• [EXERCISE REQUIREMENTS]
Gather the lines that hold the string "React".

• [SOURCE MATERIAL]

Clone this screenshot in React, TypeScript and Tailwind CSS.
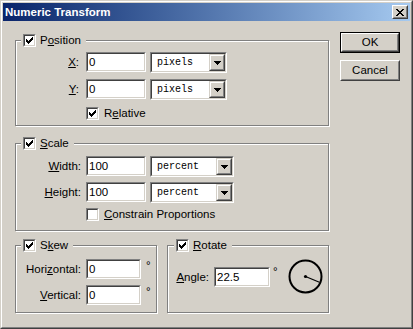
import React from "react";

const FONT = { fontFamily: '"Liberation Sans", Arial, sans-serif' };

function Check({ checked }: { checked: boolean }) {
  const ys = [2, 3, 4, 3, 2, 1, 0];
  return (
    <span className="flex h-[13px] w-[13px] shrink-0 border border-t-[#808080] border-l-[#808080] border-b-white border-r-white">
      <span className="flex h-[11px] w-[11px] items-center justify-center border border-t-[#404040] border-l-[#404040] border-b-[#d4d0c8] border-r-[#d4d0c8] bg-white">
        {checked && (
          <svg width="7" height="7" viewBox="0 0 7 7" shapeRendering="crispEdges">
            {ys.map((y, i) => (
              <rect key={i} x={i} y={y} width="1" height="3" fill="#000" />
            ))}
          </svg>
        )}
      </span>
    </span>
  );
}

function Sunken({ className, children }: { className: string; children?: React.ReactNode }) {
  return (
    <div className={`shrink-0 border border-t-[#808080] border-l-[#808080] border-b-white border-r-white ${className}`}>
      <div className="flex h-full w-full border border-t-[#404040] border-l-[#404040] border-b-[#d4d0c8] border-r-[#d4d0c8] bg-white">
        {children}
      </div>
    </div>
  );
}

function Field({ className, value }: { className: string; value: string }) {
  return (
    <Sunken className={`h-[20px] ${className}`}>
      <span className="pl-[1px] text-[11.5px] leading-[16px] text-black">{value}</span>
    </Sunken>
  );
}

function Select({ className, value }: { className: string; value: string }) {
  return (
    <Sunken className={`h-[21px] ${className}`}>
      <span
        className="flex-1 pl-[5px] text-[10px] leading-[17px] text-black"
        style={{ fontFamily: '"Liberation Mono", "Courier New", monospace' }}
      >
        {value}
      </span>
      <span className="flex h-[17px] w-[16px] border border-t-[#d4d0c8] border-l-[#d4d0c8] border-b-[#404040] border-r-[#404040]">
        <span className="flex h-full w-full items-center justify-center border border-t-white border-l-white border-b-[#808080] border-r-[#808080] bg-[#d4d0c8]">
          <svg width="7" height="4" viewBox="0 0 7 4" shapeRendering="crispEdges">
            <path d="M0 0h7v1h-1v1h-1v1h-1v1h-1v-1h-1v-1h-1v-1h-1z" fill="#000" />
          </svg>
        </span>
      </span>
    </Sunken>
  );
}

function Header({ label, ml }: { label: React.ReactNode; ml: string }) {
  return (
    <div className={`-mt-[7px] flex h-[13px] w-fit items-center bg-[#d4d0c8] pl-[2px] pr-[5px] ${ml}`}>
      <Check checked />
      <span className="ml-[4px] text-[11.5px] leading-[13px]">{label}</span>
    </div>
  );
}

const groupCls =
  "border border-[#808080] shadow-[inset_1px_1px_0_#fff,1px_1px_0_#fff] flex flex-col";

function RaisedButton({ children, def }: { children: React.ReactNode; def?: boolean }) {
  const inner = (
    <div className="flex h-full w-full border border-t-white border-l-white border-b-[#404040] border-r-[#404040]">
      <div className="flex h-full w-full items-center justify-center border border-t-[#d4d0c8] border-l-[#d4d0c8] border-b-[#808080] border-r-[#808080] bg-[#d4d0c8] text-[11.5px] leading-[13px]">
        {children}
      </div>
    </div>
  );
  if (def) {
    return <div className="h-[21px] w-[60px] border border-black">{inner}</div>;
  }
  return <div className="h-[21px] w-[60px]">{inner}</div>;
}

export default function App() {
  return (
    <div
      className="h-[329px] w-[413px] border border-t-[#d4d0c8] border-l-[#d4d0c8] border-b-[#404040] border-r-[#404040] bg-[#d4d0c8] text-black"
      style={FONT}
    >
      <div className="flex h-full w-full flex-col border border-t-white border-l-white border-b-[#808080] border-r-[#808080] p-[1px]">
        {/* Title bar */}
        <div className="flex h-[18px] shrink-0 items-center bg-linear-to-r from-[#0a246a] to-[#a6caf0]">
          <span className="pl-[2px] text-[11.5px] font-bold leading-[14px] text-white">Numeric Transform</span>
          <div className="ml-auto mr-[2px] h-[14px] w-[16px] border border-t-white border-l-white border-b-[#404040] border-r-[#404040]">
            <div className="flex h-full w-full items-center justify-center border border-t-[#d4d0c8] border-l-[#d4d0c8] border-b-[#808080] border-r-[#808080] bg-[#d4d0c8]">
              <svg width="8" height="7" viewBox="0 0 8 7" shapeRendering="crispEdges">
                <path d="M0 0h2v1h1v1h2v-1h1v-1h2v1h-1v1h-1v1h-1v1h1v1h1v1h1v1h-2v-1h-1v-1h-2v1h-1v1h-2v-1h1v-1h1v-1h1v-1h-1v-1h-1v-1h-1z" fill="#000" />
              </svg>
            </div>
          </div>
        </div>

        {/* Body */}
        <div className="flex pl-[12px] pt-[11px]">
          <div className="flex w-[314px] flex-col pt-[8px]">
            {/* Position */}
            <div className={`${groupCls} h-[86px]`}>
              <Header ml="ml-[5px]" label={<>P<u>o</u>sition</>} />
              <div className="mt-[5px] flex h-[21px] items-start">
                <span className="w-[70px] pr-[7px] text-right text-[11.5px] leading-[20px]"><u>X</u>:</span>
                <Field className="w-[60px]" value="0" />
                <Select className="ml-[4px] w-[77px]" value="pixels" />
              </div>
              <div className="mt-[6px] flex h-[21px] items-start">
                <span className="w-[70px] pr-[7px] text-right text-[11.5px] leading-[20px]"><u>Y</u>:</span>
                <Field className="w-[60px]" value="0" />
                <Select className="ml-[4px] w-[77px]" value="pixels" />
              </div>
              <div className="ml-[70px] mt-[7px] flex h-[13px] items-center">
                <Check checked />
                <span className="ml-[5px] text-[11.5px] leading-[13px]">R<u>e</u>lative</span>
              </div>
            </div>

            {/* Scale */}
            <div className={`${groupCls} mt-[17px] h-[88px]`}>
              <Header ml="ml-[5px]" label={<><u>S</u>cale</>} />
              <div className="mt-[6px] flex h-[21px] items-start">
                <span className="w-[70px] pr-[5px] text-right text-[11.5px] leading-[20px]"><u>W</u>idth:</span>
                <Field className="w-[60px]" value="100" />
                <Select className="ml-[4px] w-[84px]" value="percent" />
              </div>
              <div className="mt-[5px] flex h-[21px] items-start">
                <span className="w-[70px] pr-[5px] text-right text-[11.5px] leading-[20px]"><u>H</u>eight:</span>
                <Field className="w-[60px]" value="100" />
                <Select className="ml-[4px] w-[84px]" value="percent" />
              </div>
              <div className="ml-[70px] mt-[5px] flex h-[13px] items-center">
                <Check checked={false} />
                <span className="ml-[5px] text-[11.5px] leading-[13px]"><u>C</u>onstrain Proportions</span>
              </div>
            </div>

            {/* Skew + Rotate */}
            <div className="mt-[14px] flex">
              <div className={`${groupCls} h-[68px] w-[142px]`}>
                <Header ml="ml-[5px]" label={<>S<u>k</u>ew</>} />
                <div className="mt-[7px] flex h-[20px] items-start">
                  <span className="w-[70px] pr-[5px] text-right text-[11.5px] leading-[20px]">Hori<u>z</u>ontal:</span>
                  <Field className="w-[55px]" value="0" />
                  <span className="ml-[5px] text-[11.5px] leading-[13px]">°</span>
                </div>
                <div className="mt-[6px] flex h-[20px] items-start">
                  <span className="w-[70px] pr-[5px] text-right text-[11.5px] leading-[20px]"><u>V</u>ertical:</span>
                  <Field className="w-[55px]" value="0" />
                  <span className="ml-[5px] text-[11.5px] leading-[13px]">°</span>
                </div>
              </div>

              <div className={`${groupCls} ml-[10px] h-[68px] w-[162px]`}>
                <Header ml="ml-[6px]" label={<><u>R</u>otate</>} />
                <div className="mt-[7px] flex h-[35px] items-center">
                  <span className="w-[46px] pr-[5px] text-right text-[11.5px] leading-[20px]"><u>A</u>ngle:</span>
                  <Field className="w-[56px]" value="22.5" />
                  <span className="ml-[3px] mt-[6px] self-start text-[11.5px] leading-[13px]">°</span>
                  <svg className="ml-[10px]" width="36" height="36" viewBox="0 0 36 36">
                    <circle cx="17.5" cy="17.5" r="16" fill="none" stroke="#000" strokeWidth="2" />
                    <line x1="17.5" y1="17.5" x2="31.4" y2="23.2" stroke="#000" strokeWidth="1.2" />
                    <circle cx="17.5" cy="17.5" r="1.6" fill="#000" />
                  </svg>
                </div>
              </div>
            </div>
          </div>

          {/* Buttons */}
          <div className="ml-[11px] flex flex-col">
            <RaisedButton def>OK</RaisedButton>
            <div className="mt-[7px]">
              <RaisedButton>Cancel</RaisedButton>
            </div>
          </div>
        </div>
      </div>
    </div>
  );
}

• [FINAL RESULT]
Clone this screenshot in React, TypeScript and Tailwind CSS.
import React from "react";
function Sunken({ className, children }: { className: string; children?: React.ReactNode }) {
function Header({ label, ml }: { label: React.ReactNode; ml: string }) {
function RaisedButton({ children, def }: { children: React.ReactNode; def?: boolean }) {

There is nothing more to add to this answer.